Similarly, annotating, transforming, folding, pattern matching on, CPS transforming etc. the produced AST is pretty trivial in a language that supports these constructs. And again, a nightmare in C.
That leaves codegen, but using the right abstractions it turns into a very manageable task as well.
Here's a compiler written in Haskell for LLVM [0].
I did something similar in the distant past, that is I wrote subset of C compiler (functions, standard types, pointers) to imaginary assembler and then bytecode interpreter. It was awesome fun, but also I got so into it my - then - girlfriend started to question my commitment to the relationship. So be careful, this is really interesting thing to do :)
Yes I wrote a parser/compiler and interpreter for a custom domain specific language and it had a similar effect on my career.

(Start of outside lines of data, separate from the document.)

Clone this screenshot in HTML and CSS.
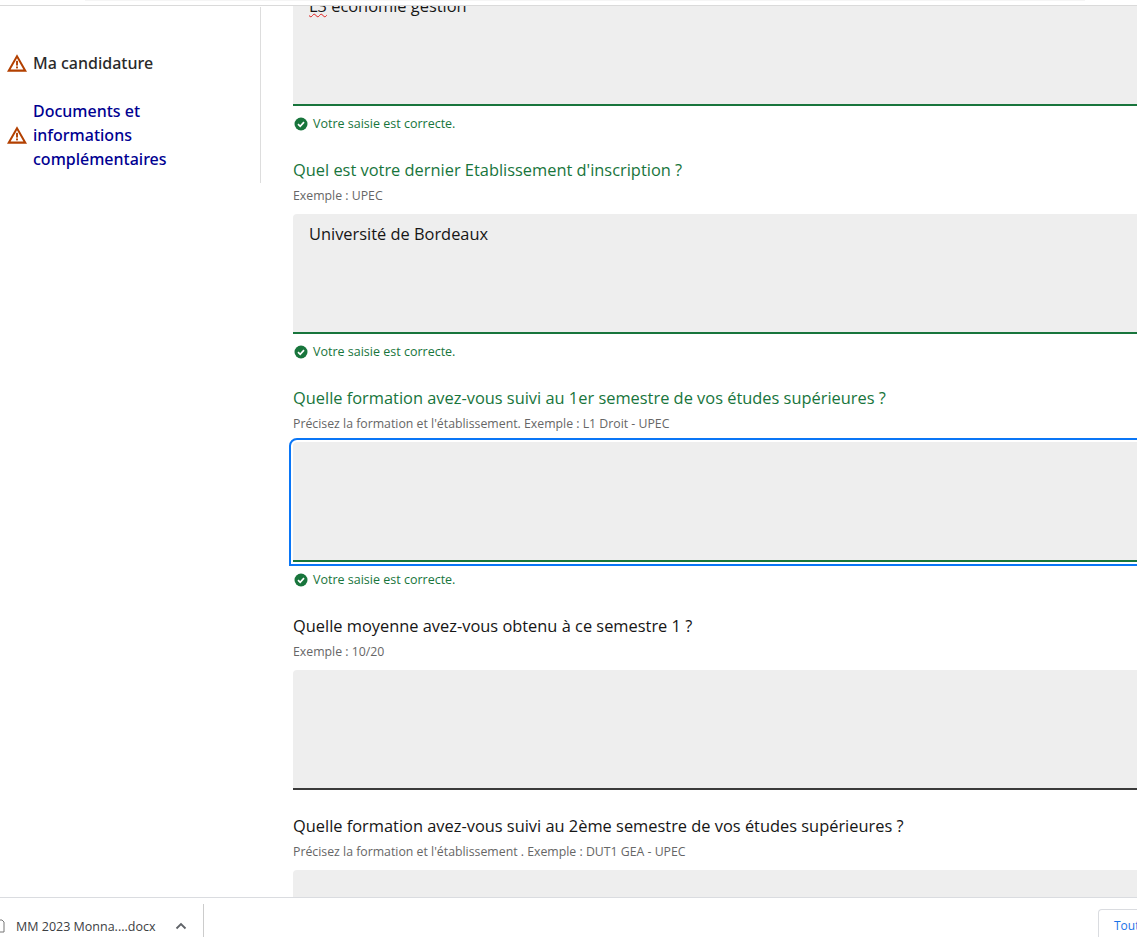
FILE: index.html
```html
<!DOCTYPE html>
<html lang="fr">
  <head>
    <meta charset="UTF-8" />
    <title>Ma candidature</title>
    <link rel="stylesheet" href="styles.css">
  </head>
  <body>
    <svg class="defs" width="0" height="0">
      <symbol id="warn" viewBox="1.4 2.6 21.2 19.4">
        <path d="M12 3 L22.6 21.5 H1.4 Z M12 7.2 L5.2 19.2 H18.8 Z" fill="#b34000" fill-rule="evenodd"/>
        <rect x="11" y="10" width="2" height="5" fill="#b34000"/>
        <rect x="11" y="16" width="2" height="2" fill="#b34000"/>
      </symbol>
      <symbol id="ok" viewBox="0 0 14 14">
        <circle cx="7" cy="7" r="6.5" fill="#18753c"/>
        <path d="M4 7.2 L6.2 9.3 L10 5.2" fill="none" stroke="#fff" stroke-width="1.7"/>
      </symbol>
    </svg>

    <div class="topstrip"><div class="topstrip-inner"></div></div>

    <div class="page">
      <nav class="sidebar">
        <a class="side-item">
          <svg class="warn-icon"><use href="#warn"/></svg>
          <span>Ma candidature</span>
        </a>
        <a class="side-item side-item-current">
          <svg class="warn-icon"><use href="#warn"/></svg>
          <span>Documents et informations complémentaires</span>
        </a>
      </nav>

      <main class="form">
        <div class="field field-first field-valid">
          <div class="input"><span class="typo">L3</span> économie gestion</div>
          <p class="msg"><svg class="ok-icon"><use href="#ok"/></svg>Votre saisie est correcte.</p>
        </div>

        <div class="field field-valid">
          <label class="label">Quel est votre dernier Etablissement d'inscription ?</label>
          <p class="hint">Exemple : UPEC</p>
          <div class="input">Université de Bordeaux</div>
          <p class="msg"><svg class="ok-icon"><use href="#ok"/></svg>Votre saisie est correcte.</p>
        </div>

        <div class="field field-valid">
          <label class="label">Quelle formation avez-vous suivi au 1er semestre de vos études supérieures ?</label>
          <p class="hint">Précisez la formation et l'établissement. Exemple : L1 Droit - UPEC</p>
          <div class="input input-focus"></div>
          <p class="msg"><svg class="ok-icon"><use href="#ok"/></svg>Votre saisie est correcte.</p>
        </div>

        <div class="field">
          <label class="label">Quelle moyenne avez-vous obtenu à ce semestre 1 ?</label>
          <p class="hint">Exemple : 10/20</p>
          <div class="input"></div>
        </div>

        <div class="field">
          <label class="label">Quelle formation avez-vous suivi au 2ème semestre de vos études supérieures ?</label>
          <p class="hint">Précisez la formation et l'établissement . Exemple : DUT1 GEA - UPEC</p>
          <div class="input"></div>
        </div>
      </main>
    </div>

    <footer class="downloads">
      <div class="dl-file">
        <svg class="dl-doc" viewBox="0 0 12 14"><path d="M-4 1 H2 L4 3 V13 H-4 Z" fill="none" stroke="#777" stroke-width="1"/></svg>
        <span class="dl-name">MM 2023 Monna....docx</span>
        <svg class="dl-chevron" viewBox="0 0 12 8"><path d="M1.5 6.5 L6 2 L10.5 6.5" fill="none" stroke="#5f6368" stroke-width="1.8"/></svg>
      </div>
      <button class="dl-all">Tout</button>
    </footer>
  </body>
</html>
```

FILE: styles.css
```css
html,
body {
  margin: 0;
  padding: 0;
  height: 100%;
  overflow: hidden;
}
body {
  display: flex;
  flex-direction: column;
  font-family: "Open Sans", "Noto Sans", sans-serif;
  color: #161616;
  background-color: #fff;
}
.defs {
  position: absolute;
}

.topstrip {
  flex: none;
  height: 5px;
  border-bottom: 1px solid #dadada;
}
.topstrip-inner {
  height: 1px;
  margin: 0 52px 0 85px;
  background-color: #f5f5f5;
}

.page {
  flex: 1;
  min-height: 0;
  display: flex;
  align-items: flex-start;
  overflow: hidden;
}

/* side menu */
.sidebar {
  flex: none;
  box-sizing: border-box;
  width: 261px;
  height: 176px;
  margin-top: 1px;
  padding: 44px 0 0 7px;
  border-right: 1px solid #ddd;
}
.side-item {
  display: flex;
  align-items: center;
  gap: 6px;
  margin-bottom: 24px;
  font-family: "Noto Sans", sans-serif;
  font-size: 16px;
  font-weight: 500;
  line-height: 24px;
  color: #2a2a2a;
}
.side-item-current {
  color: #000091;
}
.side-item-current span {
  width: 170px;
}
.warn-icon {
  flex: none;
  width: 20px;
  height: 20px;
}

/* form */
.form {
  flex: 1;
  min-width: 0;
  margin-left: 32px;
}
.field {
  margin-bottom: 24px;
}
.field-first {
  margin-top: -20px;
}
.label {
  display: block;
  font-size: 16.4px;
  line-height: 24px;
}
.hint {
  margin: 4px 0 8px;
  font-size: 12.3px;
  line-height: 20px;
  color: #666;
}
.input {
  box-sizing: border-box;
  height: 120px;
  padding: 8px 16px;
  background-color: #eee;
  border-bottom: 2px solid #3a3a3a;
  border-radius: 4px 0 0 0;
  font-size: 16.4px;
  line-height: 24px;
}
.input-focus {
  outline: 2px solid #0a76f6;
  outline-offset: 2px;
}
.field-valid .label,
.field-valid .msg {
  color: #18753c;
}
.field-valid .input {
  border-bottom-color: #18753c;
}
.msg {
  display: flex;
  align-items: center;
  gap: 5px;
  margin: 8px 0 0;
  padding-left: 1px;
  font-size: 12.5px;
  line-height: 20px;
}
.ok-icon {
  flex: none;
  width: 14px;
  height: 14px;
}
.typo {
  text-decoration: underline wavy #e02020 1px;
}

/* browser download bar */
.downloads {
  flex: none;
  box-sizing: border-box;
  height: 40px;
  display: flex;
  align-items: flex-end;
  justify-content: space-between;
  border-top: 1px solid #dadce0;
  background-color: #fff;
}
.dl-file {
  display: flex;
  align-items: center;
  box-sizing: border-box;
  width: 204px;
  height: 33px;
  padding-top: 11px;
  border-right: 1px solid #ccc;
  font-size: 12.5px;
  color: #3c4043;
}
.dl-doc {
  flex: none;
  width: 12px;
  height: 14px;
  margin-right: 4px;
}
.dl-name {
  flex: none;
  width: 159px;
}
.dl-chevron {
  flex: none;
  width: 12px;
  height: 8px;
}
.dl-all {
  box-sizing: border-box;
  flex: none;
  width: 39px;
  height: 28px;
  padding: 3px 0 0 15px;
  border: 1px solid #dadce0;
  border-width: 1px 0 0 1px;
  border-radius: 4px 0 0 0;
  background-color: #fff;
  font-family: "Open Sans", sans-serif;
  font-size: 12px;
  color: #1a73e8;
  text-align: left;
}
```
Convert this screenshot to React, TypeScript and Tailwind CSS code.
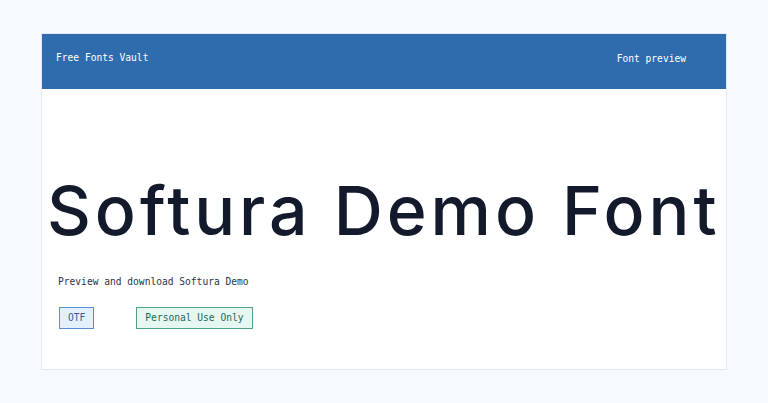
import React from "react";

const mono = { fontFamily: '"DejaVu Sans Mono", "Liberation Mono", monospace' };

export default function App() {
  return (
    <div className="min-h-screen w-full bg-[#f6f9fd] pt-[33px] px-[41px]">
      <div className="w-[686px] h-[337px] bg-white border border-[#e3e9f1] flex flex-col">
        {/* header */}
        <div className="h-[55px] bg-[#2f6cad] flex items-center justify-between pl-[14px] pr-[40px] text-white text-[9.6px]" style={mono}>
          <span className="-mt-[7px]">Free Fonts Vault</span>
          <span className="-mt-[5px]">Font preview</span>
        </div>

        {/* body */}
        <div className="flex flex-col pl-[5px] pt-[87px]">
          <h1
            className="text-[#121a2b] text-[68px] leading-[68px] font-medium tracking-[0.058em] whitespace-nowrap"
            style={{ fontFamily: 'Inter, "Noto Sans", sans-serif' }}
          >
            Softura Demo Font
          </h1>
          <p className="mt-[31px] ml-[11px] text-[#2a3345] text-[9.6px]" style={mono}>
            Preview and download Softura Demo
          </p>
          <div className="mt-[18px] ml-[12px] flex items-center gap-[42px] text-[9.6px]" style={mono}>
            <span className="h-[22px] px-[8px] flex items-center bg-[#e5f0fd] border border-[#5b8fd3] text-[#2a5d9c]">OTF</span>
            <span className="h-[22px] px-[8px] flex items-center bg-[#e6f7f1] border border-[#4f9f87] text-[#196b55]">Personal Use Only</span>
          </div>
        </div>
      </div>
    </div>
  );
}
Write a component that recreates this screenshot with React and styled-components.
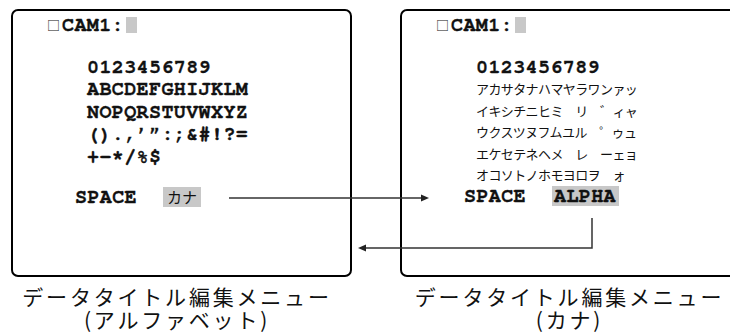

Lots of fun!
Okay I guess technically I used a parser generator that I then modified to build an AST and convert it into assembly-like code that fed the interpreter.
Bill gates also started with an interpreter (basic interpreter). Many parts of early windows applications were developed in p-code and visual basic is an important part of Microsoft success.
I like implementing emulators, because the toolchain and architecture specification are all there already. You get to implement what is basically a little embedded CPU.
I'd add reading and implementing a protocol from RFC - it's a great way to start thinking about design, especially if you read the original RFCs and work forward through the revisions and see what was kept vs deprecated.
When you think more about regexes this way, you realize that a regex is just a tiny description of a virtual machine (or emulator) that can process the simplest of instructions (check for 'a', accept '0-9', etc.). Each step in the regex is just a piece of bytecode that can execute, and if you turn a regex on its side you can visualize it as just a simple assembly program.